I also disagree that housing prices must stabilize or go up for the economy to recover. Housing costs must continue to go down for the economy to recover. Prices are still 30% above the long term trend in most areas. Until prices fall to a realistic level based on personal income, the economy will not recover.
People are still insane thinking they can get $250k for a house that is half the size of a house that just sold for $145k two doors down.
The vast majority of the generation under 35 years old can not afford a house above $150k. The problem is that most areas where you would want to live and raise a family the median price is far above $200k.
Figure it out people. You can't have a generation that can barely afford to live, and is also making far less than the previous generation purchase the overinflated houses needed to stabilize the market.
1-26-2009 @ 12:26PM
BHarrison said...
The housing market will be somewhat like the stock markets . . . one step forward, and two steps back . . . as foreclosures increase as unemployment increases, the housing markets will continue to decline; that is inevitable. At best, it will take three years for the housing markets to "bottom out" and for recovery to begin. You can forget all of the "propaganda" that is being put out . . . the economics of the situation will determine what is occurring.
In spite of anything that may be done by government and/or business, it will be the "natural economics" that will determine the outsomce of all of this . . . That will be the Laws of "Supply and Demand", and the American people's abillies to finace the purchases. No amount of "manipulations" can effectively get around thsoe considerations.

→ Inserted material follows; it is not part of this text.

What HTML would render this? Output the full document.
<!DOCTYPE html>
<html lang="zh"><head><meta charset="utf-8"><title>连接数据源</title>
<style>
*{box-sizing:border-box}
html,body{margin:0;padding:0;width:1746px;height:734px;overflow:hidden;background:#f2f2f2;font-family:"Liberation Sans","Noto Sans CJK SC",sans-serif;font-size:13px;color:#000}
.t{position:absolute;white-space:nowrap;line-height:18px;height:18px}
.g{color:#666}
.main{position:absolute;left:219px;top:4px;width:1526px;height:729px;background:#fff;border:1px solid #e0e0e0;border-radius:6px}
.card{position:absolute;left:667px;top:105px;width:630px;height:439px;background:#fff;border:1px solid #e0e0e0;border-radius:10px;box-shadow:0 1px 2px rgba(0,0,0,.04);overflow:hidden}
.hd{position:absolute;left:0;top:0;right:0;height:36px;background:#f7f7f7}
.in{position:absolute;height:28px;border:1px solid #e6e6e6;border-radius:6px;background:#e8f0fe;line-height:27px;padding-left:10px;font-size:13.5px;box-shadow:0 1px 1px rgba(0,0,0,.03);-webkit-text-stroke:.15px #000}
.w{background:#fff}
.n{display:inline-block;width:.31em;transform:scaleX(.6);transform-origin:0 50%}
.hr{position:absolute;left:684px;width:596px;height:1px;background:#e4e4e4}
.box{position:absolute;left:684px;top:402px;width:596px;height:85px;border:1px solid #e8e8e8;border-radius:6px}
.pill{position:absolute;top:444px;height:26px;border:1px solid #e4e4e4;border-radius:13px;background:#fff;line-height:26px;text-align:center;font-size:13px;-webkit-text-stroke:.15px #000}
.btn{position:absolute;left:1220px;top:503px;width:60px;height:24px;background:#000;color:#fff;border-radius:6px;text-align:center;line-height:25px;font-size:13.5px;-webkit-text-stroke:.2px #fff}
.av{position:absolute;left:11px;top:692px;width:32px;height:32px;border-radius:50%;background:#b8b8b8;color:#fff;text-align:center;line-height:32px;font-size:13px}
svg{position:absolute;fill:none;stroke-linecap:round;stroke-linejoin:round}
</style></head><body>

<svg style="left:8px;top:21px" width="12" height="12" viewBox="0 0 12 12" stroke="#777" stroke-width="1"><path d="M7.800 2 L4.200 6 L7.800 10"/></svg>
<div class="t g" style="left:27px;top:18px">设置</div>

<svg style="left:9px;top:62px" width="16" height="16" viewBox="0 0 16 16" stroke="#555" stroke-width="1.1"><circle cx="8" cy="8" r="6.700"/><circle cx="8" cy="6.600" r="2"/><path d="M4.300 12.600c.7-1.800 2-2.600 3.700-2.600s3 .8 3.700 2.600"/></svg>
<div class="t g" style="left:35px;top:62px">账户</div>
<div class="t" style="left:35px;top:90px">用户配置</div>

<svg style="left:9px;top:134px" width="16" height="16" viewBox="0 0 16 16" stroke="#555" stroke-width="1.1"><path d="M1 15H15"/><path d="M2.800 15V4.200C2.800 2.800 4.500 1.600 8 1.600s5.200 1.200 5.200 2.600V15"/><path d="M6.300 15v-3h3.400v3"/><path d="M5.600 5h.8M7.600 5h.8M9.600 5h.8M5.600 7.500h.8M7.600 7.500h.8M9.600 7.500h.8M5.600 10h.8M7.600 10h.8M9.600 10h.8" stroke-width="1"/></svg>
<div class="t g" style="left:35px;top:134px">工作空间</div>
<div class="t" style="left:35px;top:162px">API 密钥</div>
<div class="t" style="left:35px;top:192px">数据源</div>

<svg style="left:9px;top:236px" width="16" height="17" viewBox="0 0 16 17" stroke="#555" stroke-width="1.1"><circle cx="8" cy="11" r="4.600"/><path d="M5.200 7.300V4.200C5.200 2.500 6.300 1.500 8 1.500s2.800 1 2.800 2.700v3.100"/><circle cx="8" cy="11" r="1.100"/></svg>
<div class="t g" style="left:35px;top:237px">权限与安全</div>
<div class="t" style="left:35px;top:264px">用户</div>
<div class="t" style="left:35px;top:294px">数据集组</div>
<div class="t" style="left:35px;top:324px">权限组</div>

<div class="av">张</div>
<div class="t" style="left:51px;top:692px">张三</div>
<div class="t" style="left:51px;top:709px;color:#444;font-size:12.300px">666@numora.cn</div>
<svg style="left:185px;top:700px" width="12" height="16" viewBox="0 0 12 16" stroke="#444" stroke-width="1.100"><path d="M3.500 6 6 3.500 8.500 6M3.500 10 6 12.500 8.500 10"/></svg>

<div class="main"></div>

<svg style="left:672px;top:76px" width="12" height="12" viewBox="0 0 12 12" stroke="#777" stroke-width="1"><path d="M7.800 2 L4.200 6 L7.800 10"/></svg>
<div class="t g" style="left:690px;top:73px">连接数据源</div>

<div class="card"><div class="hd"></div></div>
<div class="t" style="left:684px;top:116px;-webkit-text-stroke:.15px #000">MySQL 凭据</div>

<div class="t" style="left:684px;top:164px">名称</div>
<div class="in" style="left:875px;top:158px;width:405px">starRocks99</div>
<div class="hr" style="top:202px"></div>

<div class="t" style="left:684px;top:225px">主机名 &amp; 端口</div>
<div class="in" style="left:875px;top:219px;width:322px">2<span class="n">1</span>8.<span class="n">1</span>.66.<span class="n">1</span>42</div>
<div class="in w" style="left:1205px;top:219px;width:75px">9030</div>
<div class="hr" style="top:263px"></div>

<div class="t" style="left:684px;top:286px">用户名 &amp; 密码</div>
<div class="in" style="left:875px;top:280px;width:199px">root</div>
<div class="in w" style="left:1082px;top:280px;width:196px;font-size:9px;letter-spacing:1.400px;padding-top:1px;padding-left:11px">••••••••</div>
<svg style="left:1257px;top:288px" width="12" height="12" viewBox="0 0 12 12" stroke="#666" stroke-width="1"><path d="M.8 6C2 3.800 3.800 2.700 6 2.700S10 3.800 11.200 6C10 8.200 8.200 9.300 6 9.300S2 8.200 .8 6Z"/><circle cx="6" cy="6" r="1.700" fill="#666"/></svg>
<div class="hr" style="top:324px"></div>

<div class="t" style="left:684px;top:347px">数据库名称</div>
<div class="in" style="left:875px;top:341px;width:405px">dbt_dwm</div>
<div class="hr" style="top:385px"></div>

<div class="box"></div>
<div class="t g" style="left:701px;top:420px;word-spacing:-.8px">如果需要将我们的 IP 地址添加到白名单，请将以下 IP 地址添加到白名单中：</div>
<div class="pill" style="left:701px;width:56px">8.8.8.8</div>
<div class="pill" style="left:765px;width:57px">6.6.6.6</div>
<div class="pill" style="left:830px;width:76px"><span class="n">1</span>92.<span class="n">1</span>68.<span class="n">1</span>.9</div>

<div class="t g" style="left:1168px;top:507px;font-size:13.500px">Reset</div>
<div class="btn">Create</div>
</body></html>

We will be fortunate if the market bottoms out in three years . . . we simply do not have the qualified buyers to support what has been produced. And the profits have been skimmed off by the FIs, the Developers, and others who may or may not have lost their profits in other investments and ventures.
1-26-2009 @ 2:07PM
David W. Huston said...
Just last week, there were multiple articles to the effect that banks aren't putting foreclosed properties up for sale, at least not in a timely way. Soooooooo the qualifier is that the inventory of foreclosed homes for sale would be MUCH higher if the banks were trying to sell their foreclosed inventory.